• **Task directions**
Scan the entries below. List each line with "React".
┏━━
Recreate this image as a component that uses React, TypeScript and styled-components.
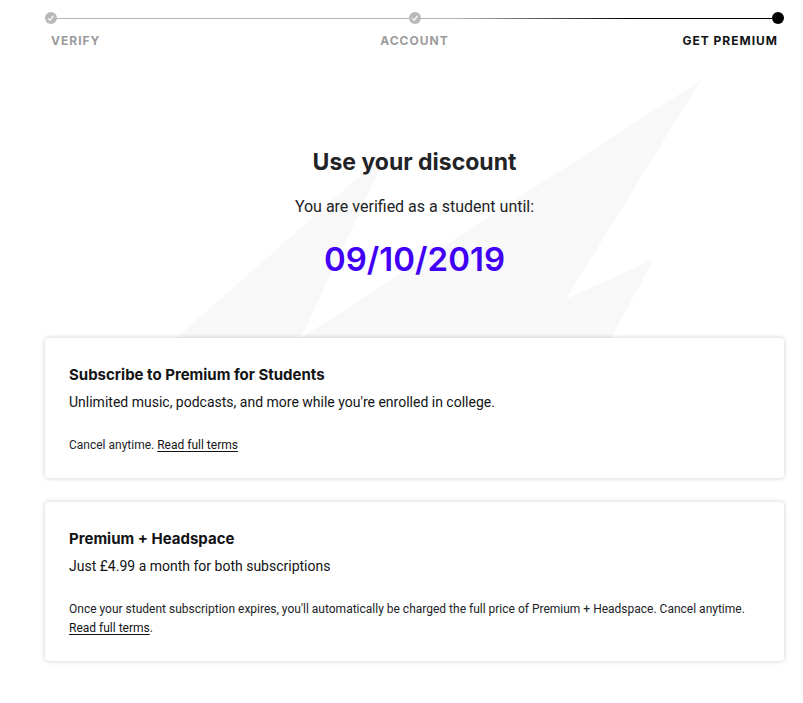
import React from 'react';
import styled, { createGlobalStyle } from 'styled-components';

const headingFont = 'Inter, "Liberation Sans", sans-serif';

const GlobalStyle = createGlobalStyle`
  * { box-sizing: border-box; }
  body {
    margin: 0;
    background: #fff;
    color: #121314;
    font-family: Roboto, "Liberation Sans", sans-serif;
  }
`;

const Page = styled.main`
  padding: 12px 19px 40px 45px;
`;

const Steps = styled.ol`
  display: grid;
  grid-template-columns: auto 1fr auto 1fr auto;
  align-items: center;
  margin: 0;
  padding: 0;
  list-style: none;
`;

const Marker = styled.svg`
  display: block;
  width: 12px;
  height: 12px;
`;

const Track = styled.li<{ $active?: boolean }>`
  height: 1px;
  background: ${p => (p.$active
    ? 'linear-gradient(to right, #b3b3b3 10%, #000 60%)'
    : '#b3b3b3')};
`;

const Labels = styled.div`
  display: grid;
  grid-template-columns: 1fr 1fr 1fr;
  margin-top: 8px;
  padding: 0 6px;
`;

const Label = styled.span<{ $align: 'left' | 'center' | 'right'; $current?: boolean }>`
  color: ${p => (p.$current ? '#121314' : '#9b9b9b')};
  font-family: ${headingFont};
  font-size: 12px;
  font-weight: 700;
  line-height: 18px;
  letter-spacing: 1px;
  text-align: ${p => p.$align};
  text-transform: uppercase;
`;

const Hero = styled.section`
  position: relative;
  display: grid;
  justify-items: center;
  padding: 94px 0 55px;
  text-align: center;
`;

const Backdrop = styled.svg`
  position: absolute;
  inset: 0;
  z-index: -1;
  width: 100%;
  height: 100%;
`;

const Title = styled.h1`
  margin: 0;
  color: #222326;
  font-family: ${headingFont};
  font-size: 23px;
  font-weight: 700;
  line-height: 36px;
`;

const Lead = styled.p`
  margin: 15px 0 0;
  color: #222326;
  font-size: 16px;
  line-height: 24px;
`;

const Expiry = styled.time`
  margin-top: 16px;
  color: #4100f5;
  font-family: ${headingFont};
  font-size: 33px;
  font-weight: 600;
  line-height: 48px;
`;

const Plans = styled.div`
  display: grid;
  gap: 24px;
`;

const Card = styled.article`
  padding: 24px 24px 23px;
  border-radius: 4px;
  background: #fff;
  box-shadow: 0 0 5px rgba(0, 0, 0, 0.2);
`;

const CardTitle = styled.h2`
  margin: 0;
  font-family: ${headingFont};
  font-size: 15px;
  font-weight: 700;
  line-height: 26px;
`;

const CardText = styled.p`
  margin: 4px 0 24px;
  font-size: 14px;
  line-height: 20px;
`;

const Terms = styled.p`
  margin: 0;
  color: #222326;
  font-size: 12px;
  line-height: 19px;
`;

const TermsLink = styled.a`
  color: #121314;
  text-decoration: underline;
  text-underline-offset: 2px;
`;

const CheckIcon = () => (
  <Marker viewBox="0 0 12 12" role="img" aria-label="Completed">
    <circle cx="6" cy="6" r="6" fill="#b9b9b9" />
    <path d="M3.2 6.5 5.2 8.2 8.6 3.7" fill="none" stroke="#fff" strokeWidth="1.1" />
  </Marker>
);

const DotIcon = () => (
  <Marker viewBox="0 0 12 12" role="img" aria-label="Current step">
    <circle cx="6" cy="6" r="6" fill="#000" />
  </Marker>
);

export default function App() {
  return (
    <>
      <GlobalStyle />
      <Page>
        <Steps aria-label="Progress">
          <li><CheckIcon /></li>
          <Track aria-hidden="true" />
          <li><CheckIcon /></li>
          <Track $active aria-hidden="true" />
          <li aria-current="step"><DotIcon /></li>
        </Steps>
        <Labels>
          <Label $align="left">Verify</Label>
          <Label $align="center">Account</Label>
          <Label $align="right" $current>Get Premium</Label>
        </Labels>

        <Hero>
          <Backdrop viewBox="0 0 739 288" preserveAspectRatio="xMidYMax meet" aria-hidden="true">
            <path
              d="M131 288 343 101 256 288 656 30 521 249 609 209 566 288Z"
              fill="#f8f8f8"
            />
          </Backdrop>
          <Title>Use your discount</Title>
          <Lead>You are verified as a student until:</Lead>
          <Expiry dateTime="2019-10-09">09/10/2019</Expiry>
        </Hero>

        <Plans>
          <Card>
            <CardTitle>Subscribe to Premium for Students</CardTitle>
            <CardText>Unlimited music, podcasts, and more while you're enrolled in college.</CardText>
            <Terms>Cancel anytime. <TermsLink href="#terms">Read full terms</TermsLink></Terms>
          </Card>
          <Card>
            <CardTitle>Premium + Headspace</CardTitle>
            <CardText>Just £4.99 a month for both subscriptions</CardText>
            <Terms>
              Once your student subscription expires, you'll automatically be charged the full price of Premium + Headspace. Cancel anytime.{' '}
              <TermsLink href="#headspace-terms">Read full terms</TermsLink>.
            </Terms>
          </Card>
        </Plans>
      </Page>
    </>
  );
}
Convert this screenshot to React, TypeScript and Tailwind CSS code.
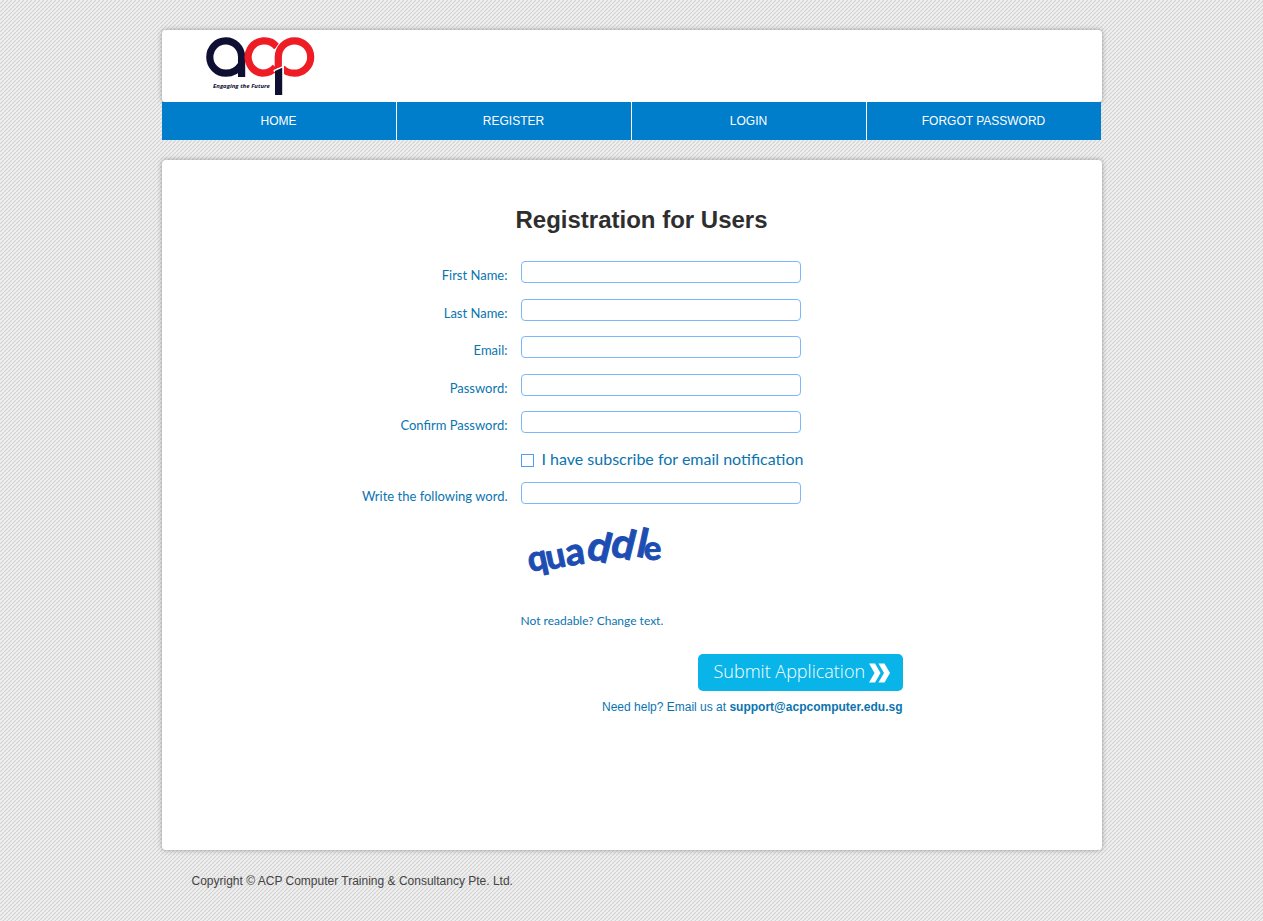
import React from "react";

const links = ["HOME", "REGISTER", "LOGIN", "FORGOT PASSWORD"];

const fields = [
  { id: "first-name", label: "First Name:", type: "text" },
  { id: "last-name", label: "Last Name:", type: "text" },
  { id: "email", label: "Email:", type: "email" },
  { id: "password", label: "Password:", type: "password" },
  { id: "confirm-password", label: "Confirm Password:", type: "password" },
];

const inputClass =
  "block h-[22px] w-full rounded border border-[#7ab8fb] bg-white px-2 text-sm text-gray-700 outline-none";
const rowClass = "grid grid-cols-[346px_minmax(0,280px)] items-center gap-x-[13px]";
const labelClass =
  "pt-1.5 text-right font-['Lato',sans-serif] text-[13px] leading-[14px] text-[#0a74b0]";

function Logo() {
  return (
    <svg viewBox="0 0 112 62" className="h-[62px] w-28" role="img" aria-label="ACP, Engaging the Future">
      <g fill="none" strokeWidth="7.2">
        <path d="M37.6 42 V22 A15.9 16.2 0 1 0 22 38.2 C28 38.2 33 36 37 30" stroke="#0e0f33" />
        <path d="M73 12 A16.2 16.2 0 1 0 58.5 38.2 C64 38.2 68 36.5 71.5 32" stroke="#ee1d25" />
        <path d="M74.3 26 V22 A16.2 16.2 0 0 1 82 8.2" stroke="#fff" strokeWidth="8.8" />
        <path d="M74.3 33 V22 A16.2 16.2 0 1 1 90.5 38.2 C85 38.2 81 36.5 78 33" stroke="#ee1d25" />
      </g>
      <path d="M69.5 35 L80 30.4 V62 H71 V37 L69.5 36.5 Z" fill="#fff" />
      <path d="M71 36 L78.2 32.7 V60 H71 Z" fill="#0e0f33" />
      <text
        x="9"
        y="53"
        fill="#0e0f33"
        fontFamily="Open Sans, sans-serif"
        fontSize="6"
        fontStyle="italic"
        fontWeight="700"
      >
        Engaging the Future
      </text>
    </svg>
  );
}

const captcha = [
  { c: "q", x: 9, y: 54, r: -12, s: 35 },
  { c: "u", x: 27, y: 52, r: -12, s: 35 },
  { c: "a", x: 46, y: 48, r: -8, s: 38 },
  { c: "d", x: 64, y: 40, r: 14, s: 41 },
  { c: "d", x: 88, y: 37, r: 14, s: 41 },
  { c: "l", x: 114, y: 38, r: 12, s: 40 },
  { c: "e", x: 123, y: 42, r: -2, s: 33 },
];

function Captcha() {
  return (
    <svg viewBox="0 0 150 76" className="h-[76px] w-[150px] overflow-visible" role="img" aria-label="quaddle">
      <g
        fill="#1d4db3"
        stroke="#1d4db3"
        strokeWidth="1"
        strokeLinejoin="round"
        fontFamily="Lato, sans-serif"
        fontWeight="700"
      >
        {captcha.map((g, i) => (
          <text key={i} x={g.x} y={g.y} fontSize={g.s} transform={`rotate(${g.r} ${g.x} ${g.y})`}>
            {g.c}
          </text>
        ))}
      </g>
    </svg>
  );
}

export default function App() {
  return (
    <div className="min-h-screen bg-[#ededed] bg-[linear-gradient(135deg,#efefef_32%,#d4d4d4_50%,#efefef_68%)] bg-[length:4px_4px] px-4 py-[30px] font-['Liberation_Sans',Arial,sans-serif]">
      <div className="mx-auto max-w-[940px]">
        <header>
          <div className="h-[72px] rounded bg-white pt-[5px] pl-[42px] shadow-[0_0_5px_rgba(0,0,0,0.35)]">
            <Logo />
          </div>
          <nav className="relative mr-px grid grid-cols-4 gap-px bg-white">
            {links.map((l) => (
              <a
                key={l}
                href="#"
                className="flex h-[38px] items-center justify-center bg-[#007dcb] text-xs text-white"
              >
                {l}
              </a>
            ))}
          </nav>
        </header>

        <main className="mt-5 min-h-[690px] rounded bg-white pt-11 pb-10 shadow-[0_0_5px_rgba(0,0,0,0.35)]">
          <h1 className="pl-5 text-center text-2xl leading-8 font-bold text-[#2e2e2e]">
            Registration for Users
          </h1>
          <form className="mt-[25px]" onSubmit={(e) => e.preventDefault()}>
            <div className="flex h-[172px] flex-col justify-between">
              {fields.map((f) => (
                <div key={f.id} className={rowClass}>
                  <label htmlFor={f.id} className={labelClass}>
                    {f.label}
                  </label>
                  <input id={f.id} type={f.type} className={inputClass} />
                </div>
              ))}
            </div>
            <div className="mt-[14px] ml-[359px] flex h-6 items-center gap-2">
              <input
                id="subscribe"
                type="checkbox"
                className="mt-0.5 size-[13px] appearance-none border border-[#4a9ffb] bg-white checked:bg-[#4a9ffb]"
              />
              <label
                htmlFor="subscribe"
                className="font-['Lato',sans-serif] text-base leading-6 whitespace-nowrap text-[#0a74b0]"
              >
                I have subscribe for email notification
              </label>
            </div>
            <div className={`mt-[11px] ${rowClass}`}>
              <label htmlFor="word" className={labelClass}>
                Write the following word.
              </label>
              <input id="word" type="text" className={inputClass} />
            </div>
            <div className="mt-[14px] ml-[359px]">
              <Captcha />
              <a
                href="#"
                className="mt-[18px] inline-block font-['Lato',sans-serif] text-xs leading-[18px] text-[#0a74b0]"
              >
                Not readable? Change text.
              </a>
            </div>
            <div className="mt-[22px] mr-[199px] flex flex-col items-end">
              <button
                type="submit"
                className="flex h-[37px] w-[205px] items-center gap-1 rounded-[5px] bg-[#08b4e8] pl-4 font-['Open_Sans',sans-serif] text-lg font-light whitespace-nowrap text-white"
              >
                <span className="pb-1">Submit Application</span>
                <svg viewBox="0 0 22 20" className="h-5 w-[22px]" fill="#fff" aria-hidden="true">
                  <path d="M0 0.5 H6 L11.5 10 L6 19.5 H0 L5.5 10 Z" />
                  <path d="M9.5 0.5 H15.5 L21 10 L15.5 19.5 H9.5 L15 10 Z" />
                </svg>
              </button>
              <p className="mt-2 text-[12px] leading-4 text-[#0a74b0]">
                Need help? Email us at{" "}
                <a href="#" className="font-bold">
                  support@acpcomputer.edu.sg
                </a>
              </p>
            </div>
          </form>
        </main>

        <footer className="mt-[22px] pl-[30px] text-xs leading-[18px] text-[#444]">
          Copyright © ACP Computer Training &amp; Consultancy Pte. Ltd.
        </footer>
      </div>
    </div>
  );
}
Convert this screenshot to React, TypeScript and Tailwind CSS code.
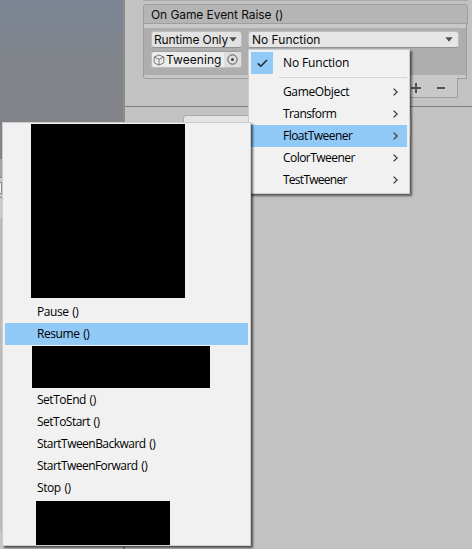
┗━━
• **Final result**
Recreate this image as a component that uses React, TypeScript and styled-components.
import React from 'react';
Convert this screenshot to React, TypeScript and Tailwind CSS code.
import React from "react";
Convert this screenshot to React, TypeScript and Tailwind CSS code.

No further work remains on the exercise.